§ **PROBLEM TO WORK ON**
Quote every line below exactly and skip any picture.

§ **DATASET EXCERPT**
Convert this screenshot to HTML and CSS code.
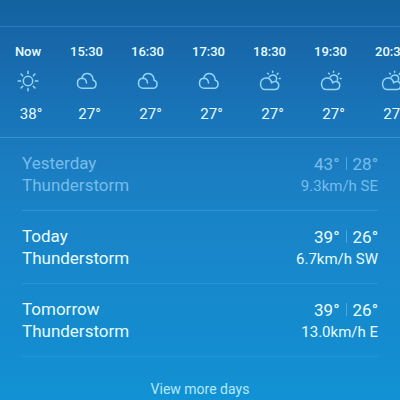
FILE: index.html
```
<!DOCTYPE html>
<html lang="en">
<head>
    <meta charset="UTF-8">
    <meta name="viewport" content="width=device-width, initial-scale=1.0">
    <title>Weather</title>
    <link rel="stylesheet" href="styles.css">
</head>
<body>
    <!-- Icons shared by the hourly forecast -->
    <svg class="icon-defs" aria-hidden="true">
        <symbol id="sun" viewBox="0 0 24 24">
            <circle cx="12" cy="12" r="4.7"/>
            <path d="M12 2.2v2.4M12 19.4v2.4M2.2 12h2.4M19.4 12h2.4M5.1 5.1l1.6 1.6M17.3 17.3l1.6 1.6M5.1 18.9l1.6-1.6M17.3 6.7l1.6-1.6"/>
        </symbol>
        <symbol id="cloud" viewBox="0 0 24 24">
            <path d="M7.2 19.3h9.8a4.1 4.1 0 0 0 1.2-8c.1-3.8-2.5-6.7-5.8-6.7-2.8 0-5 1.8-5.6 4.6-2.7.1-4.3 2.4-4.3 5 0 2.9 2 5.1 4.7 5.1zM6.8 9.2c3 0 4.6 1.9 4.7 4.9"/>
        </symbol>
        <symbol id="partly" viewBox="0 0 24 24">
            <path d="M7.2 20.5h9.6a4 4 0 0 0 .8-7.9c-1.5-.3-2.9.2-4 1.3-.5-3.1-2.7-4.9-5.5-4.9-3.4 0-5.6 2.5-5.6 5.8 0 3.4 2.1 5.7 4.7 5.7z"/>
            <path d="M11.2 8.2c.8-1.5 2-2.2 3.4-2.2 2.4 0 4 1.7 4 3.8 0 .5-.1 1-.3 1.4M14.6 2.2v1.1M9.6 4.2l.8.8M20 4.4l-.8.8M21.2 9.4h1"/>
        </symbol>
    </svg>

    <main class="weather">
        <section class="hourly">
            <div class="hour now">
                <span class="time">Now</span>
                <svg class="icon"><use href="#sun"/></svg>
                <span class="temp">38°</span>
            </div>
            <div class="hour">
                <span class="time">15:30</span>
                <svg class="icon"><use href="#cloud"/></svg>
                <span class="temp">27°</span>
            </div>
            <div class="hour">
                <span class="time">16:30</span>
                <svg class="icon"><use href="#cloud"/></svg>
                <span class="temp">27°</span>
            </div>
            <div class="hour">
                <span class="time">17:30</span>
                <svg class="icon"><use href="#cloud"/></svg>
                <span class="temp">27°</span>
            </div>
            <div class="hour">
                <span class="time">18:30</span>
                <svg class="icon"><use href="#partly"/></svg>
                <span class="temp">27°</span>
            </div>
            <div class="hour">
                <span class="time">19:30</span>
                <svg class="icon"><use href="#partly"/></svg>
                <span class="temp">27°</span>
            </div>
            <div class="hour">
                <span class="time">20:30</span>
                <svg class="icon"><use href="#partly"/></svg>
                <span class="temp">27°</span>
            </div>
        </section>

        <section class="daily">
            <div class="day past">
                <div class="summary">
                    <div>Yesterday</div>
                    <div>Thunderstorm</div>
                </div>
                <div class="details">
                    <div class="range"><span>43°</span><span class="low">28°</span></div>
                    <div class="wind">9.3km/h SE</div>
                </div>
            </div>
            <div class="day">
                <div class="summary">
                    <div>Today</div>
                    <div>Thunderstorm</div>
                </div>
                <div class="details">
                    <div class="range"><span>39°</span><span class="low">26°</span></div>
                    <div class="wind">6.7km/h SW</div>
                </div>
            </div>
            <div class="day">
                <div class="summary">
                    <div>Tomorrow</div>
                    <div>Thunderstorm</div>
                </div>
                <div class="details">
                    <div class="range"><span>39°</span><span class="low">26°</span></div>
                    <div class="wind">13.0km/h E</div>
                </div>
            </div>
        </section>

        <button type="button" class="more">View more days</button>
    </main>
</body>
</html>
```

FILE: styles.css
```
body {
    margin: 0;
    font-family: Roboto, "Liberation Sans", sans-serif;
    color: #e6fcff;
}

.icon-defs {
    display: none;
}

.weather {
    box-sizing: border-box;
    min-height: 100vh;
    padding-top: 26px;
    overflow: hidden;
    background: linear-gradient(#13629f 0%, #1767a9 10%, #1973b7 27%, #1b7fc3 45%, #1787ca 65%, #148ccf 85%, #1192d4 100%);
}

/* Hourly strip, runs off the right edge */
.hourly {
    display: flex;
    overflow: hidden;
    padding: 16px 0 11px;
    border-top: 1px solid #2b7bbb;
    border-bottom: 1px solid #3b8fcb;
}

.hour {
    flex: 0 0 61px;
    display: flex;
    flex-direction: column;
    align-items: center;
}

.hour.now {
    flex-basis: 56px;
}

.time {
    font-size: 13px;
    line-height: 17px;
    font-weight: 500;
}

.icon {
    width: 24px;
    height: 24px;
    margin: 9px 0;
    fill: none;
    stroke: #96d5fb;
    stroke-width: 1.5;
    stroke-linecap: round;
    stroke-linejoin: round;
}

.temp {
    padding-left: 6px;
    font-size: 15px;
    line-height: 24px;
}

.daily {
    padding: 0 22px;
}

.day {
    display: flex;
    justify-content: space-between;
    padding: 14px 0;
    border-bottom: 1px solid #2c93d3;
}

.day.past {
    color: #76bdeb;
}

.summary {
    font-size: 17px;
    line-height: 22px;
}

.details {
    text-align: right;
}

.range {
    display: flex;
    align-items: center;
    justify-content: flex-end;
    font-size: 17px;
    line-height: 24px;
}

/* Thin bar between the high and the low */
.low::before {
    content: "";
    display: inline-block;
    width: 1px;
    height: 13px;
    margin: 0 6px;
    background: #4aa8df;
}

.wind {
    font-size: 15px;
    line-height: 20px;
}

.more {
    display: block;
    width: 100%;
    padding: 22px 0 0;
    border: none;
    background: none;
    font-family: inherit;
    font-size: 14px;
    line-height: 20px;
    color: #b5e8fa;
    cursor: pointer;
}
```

§ **FINAL ANSWER**
Convert this screenshot to HTML and CSS code.
FILE: index.html
```
<!DOCTYPE html>
<html lang="en">
<head>
    <meta charset="UTF-8">
    <meta name="viewport" content="width=device-width, initial-scale=1.0">
    <title>Weather</title>
    <link rel="stylesheet" href="styles.css">
</head>
<body>
    <!-- Icons shared by the hourly forecast -->
    <svg class="icon-defs" aria-hidden="true">
        <symbol id="sun" viewBox="0 0 24 24">
            <circle cx="12" cy="12" r="4.7"/>
            <path d="M12 2.2v2.4M12 19.4v2.4M2.2 12h2.4M19.4 12h2.4M5.1 5.1l1.6 1.6M17.3 17.3l1.6 1.6M5.1 18.9l1.6-1.6M17.3 6.7l1.6-1.6"/>
        </symbol>
        <symbol id="cloud" viewBox="0 0 24 24">
            <path d="M7.2 19.3h9.8a4.1 4.1 0 0 0 1.2-8c.1-3.8-2.5-6.7-5.8-6.7-2.8 0-5 1.8-5.6 4.6-2.7.1-4.3 2.4-4.3 5 0 2.9 2 5.1 4.7 5.1zM6.8 9.2c3 0 4.6 1.9 4.7 4.9"/>
        </symbol>
        <symbol id="partly" viewBox="0 0 24 24">
            <path d="M7.2 20.5h9.6a4 4 0 0 0 .8-7.9c-1.5-.3-2.9.2-4 1.3-.5-3.1-2.7-4.9-5.5-4.9-3.4 0-5.6 2.5-5.6 5.8 0 3.4 2.1 5.7 4.7 5.7z"/>
            <path d="M11.2 8.2c.8-1.5 2-2.2 3.4-2.2 2.4 0 4 1.7 4 3.8 0 .5-.1 1-.3 1.4M14.6 2.2v1.1M9.6 4.2l.8.8M20 4.4l-.8.8M21.2 9.4h1"/>
        </symbol>
    </svg>

    <main class="weather">
        <section class="hourly">
            <div class="hour now">
                <span class="time">Now</span>
                <svg class="icon"><use href="#sun"/></svg>
                <span class="temp">38°</span>
            </div>
            <div class="hour">
                <span class="time">15:30</span>
                <svg class="icon"><use href="#cloud"/></svg>
                <span class="temp">27°</span>
            </div>
            <div class="hour">
                <span class="time">16:30</span>
                <svg class="icon"><use href="#cloud"/></svg>
                <span class="temp">27°</span>
            </div>
            <div class="hour">
                <span class="time">17:30</span>
                <svg class="icon"><use href="#cloud"/></svg>
                <span class="temp">27°</span>
            </div>
            <div class="hour">
                <span class="time">18:30</span>
                <svg class="icon"><use href="#partly"/></svg>
                <span class="temp">27°</span>
            </div>
            <div class="hour">
                <span class="time">19:30</span>
                <svg class="icon"><use href="#partly"/></svg>
                <span class="temp">27°</span>
            </div>
            <div class="hour">
                <span class="time">20:30</span>
                <svg class="icon"><use href="#partly"/></svg>
                <span class="temp">27°</span>
            </div>
        </section>

        <section class="daily">
            <div class="day past">
                <div class="summary">
                    <div>Yesterday</div>
                    <div>Thunderstorm</div>
                </div>
                <div class="details">
                    <div class="range"><span>43°</span><span class="low">28°</span></div>
                    <div class="wind">9.3km/h SE</div>
                </div>
            </div>
            <div class="day">
                <div class="summary">
                    <div>Today</div>
                    <div>Thunderstorm</div>
                </div>
                <div class="details">
                    <div class="range"><span>39°</span><span class="low">26°</span></div>
                    <div class="wind">6.7km/h SW</div>
                </div>
            </div>
            <div class="day">
                <div class="summary">
                    <div>Tomorrow</div>
                    <div>Thunderstorm</div>
                </div>
                <div class="details">
                    <div class="range"><span>39°</span><span class="low">26°</span></div>
                    <div class="wind">13.0km/h E</div>
                </div>
            </div>
        </section>

        <button type="button" class="more">View more days</button>
    </main>
</body>
</html>
```

FILE: styles.css
```
body {
    margin: 0;
    font-family: Roboto, "Liberation Sans", sans-serif;
    color: #e6fcff;
}

.icon-defs {
    display: none;
}

.weather {
    box-sizing: border-box;
    min-height: 100vh;
    padding-top: 26px;
    overflow: hidden;
    background: linear-gradient(#13629f 0%, #1767a9 10%, #1973b7 27%, #1b7fc3 45%, #1787ca 65%, #148ccf 85%, #1192d4 100%);
}

/* Hourly strip, runs off the right edge */
.hourly {
    display: flex;
    overflow: hidden;
    padding: 16px 0 11px;
    border-top: 1px solid #2b7bbb;
    border-bottom: 1px solid #3b8fcb;
}

.hour {
    flex: 0 0 61px;
    display: flex;
    flex-direction: column;
    align-items: center;
}

.hour.now {
    flex-basis: 56px;
}

.time {
    font-size: 13px;
    line-height: 17px;
    font-weight: 500;
}

.icon {
    width: 24px;
    height: 24px;
    margin: 9px 0;
    fill: none;
    stroke: #96d5fb;
    stroke-width: 1.5;
    stroke-linecap: round;
    stroke-linejoin: round;
}

.temp {
    padding-left: 6px;
    font-size: 15px;
    line-height: 24px;
}

.daily {
    padding: 0 22px;
}

.day {
    display: flex;
    justify-content: space-between;
    padding: 14px 0;
    border-bottom: 1px solid #2c93d3;
}

.day.past {
    color: #76bdeb;
}

.summary {
    font-size: 17px;
    line-height: 22px;
}

.details {
    text-align: right;
}

.range {
    display: flex;
    align-items: center;
    justify-content: flex-end;
    font-size: 17px;
    line-height: 24px;
}

/* Thin bar between the high and the low */
.low::before {
    content: "";
    display: inline-block;
    width: 1px;
    height: 13px;
    margin: 0 6px;
    background: #4aa8df;
}

.wind {
    font-size: 15px;
    line-height: 20px;
}

.more {
    display: block;
    width: 100%;
    padding: 22px 0 0;
    border: none;
    background: none;
    font-family: inherit;
    font-size: 14px;
    line-height: 20px;
    color: #b5e8fa;
    cursor: pointer;
}
```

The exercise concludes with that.